After China announced it would no longer accept imports of plastic waste — a.k.a. our recyclables — recycling programs are even more strapped than usual. Some cities, like Philadelphia, have been forced to institute new policies. As the New York Times reported, they “identified the neighborhoods with the most contamination in its recycling bins and started sending their material to an incinerator in nearby Chester, Pa. The rest still send their material to a recycling facility.”

What’s recyclable also varies from place to place, so be sure you know what your town actually accepts. Not everything with a recycling symbol may be recyclable in your area. Of course, there are things that are almost never recyclable that tend to make their way into bins, too. Common offenders are disposable paper cups, like the ones you might get to-go from a coffee shop. The plastic-based lining that makes them liquid-proof is too hard to separate from the paper.

Other offenders are paper towels, Styrofoam, glass from things like windows or mirrors, plastic bags (more on that in a sec), greasy pizza boxes and really anything that’s covered in food (I’m looking at you, empty peanut butter jar.) When in doubt, your city should have a complete list of what they do and do not accept posted on their website.

Putting Plastic Bags in Any Single-Stream Recycling Bin

If you put all your recyclables in a big plastic trash bag and put it in the bin — guess what — that could mean the whole thing is going to the landfill. If you must collect recyclables in a plastic bag, dump them out loose into the bin when you take them to the curb, and then toss the plastic bag in the trash where it belongs (or, you know, reuse it.)

Plastic bags like you get at the grocery, drug or big box store are recyclable, but you have to bring them back to a designated plastic-bags-only receptacle. There’s often one right inside the door at grocery stores or places like Walmart. A few other bags can get recycled here, too, like the bag a loaf of bread might come in.

But other soft filmy plastics, like your sandwich baggies, the film you peeled off your lunch meat container or the cellophane that held your muffin from the coffee shop — sorry to say, these are trash.

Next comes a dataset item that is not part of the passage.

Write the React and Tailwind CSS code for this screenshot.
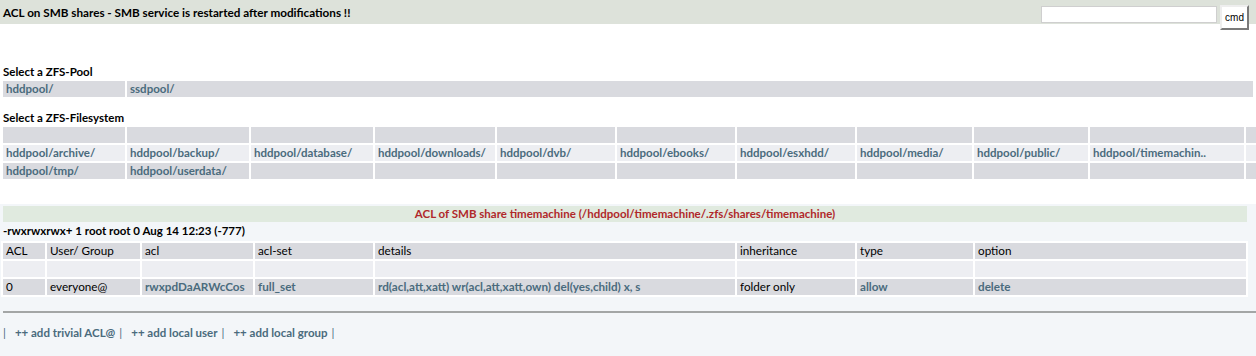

Why does this matter? Besides making more work for recycling centers (see #1), the soft plastics clog up the machinery. You could break the recycling center.

Tote Bags

Ah, sorry to break it to you. I know reusable grocery bags are one of the most popular ways people try to minimize their environmental footprint — whenever we actually remember to bring them in from our trunk. Although cutting out plastic bags from your life is a good move, most people don’t stop to think about the impact of the tote bag itself.

Last year, the Administration of Environment and Food of Denmark put together a big assessment of the environmental impacts of different types of shopping bags, from the thin, flimsy polyethylene bags all the way up to the most “eco-friendly” organic cotton totes.

As it turns out, It takes exponentially more resources to make a tote bag compared to the cheap polyethylene. The report analyzed how many times you’d need to use each type of bag to equal the environmental impact of a plastic one. Paper bags, and plastic-based reusable totes, required between 35 and 85 re-uses. A cotton tote, though, had to be used 7,100 times to make up for the resources that went into it. Organic cotton? 20,000 times. If you used your organic cotton bag twice a week for the rest of your life, it’d be worth it after 192 years. Of course, if you’re already stocked up on tote bags — organic cotton or otherwise — the best thing you can do is keep using them.

Organic Cotton

Well, if an organic cotton grocery bag is 20,000 times more resource-hungry than a flimsy plastic bag, that’s a pretty good hint that organic cotton is not a sustainable choice. How could this be? Conventional cotton has been genetically engineered to increase yields and decrease the need for water. Plus, without pesticides, more of the crop is lost to pest damage. That means it takes way more organic cotton plants to make a t-shirt than it does conventional plants. That’s on top of cotton already being a fairly resource-intensive crop.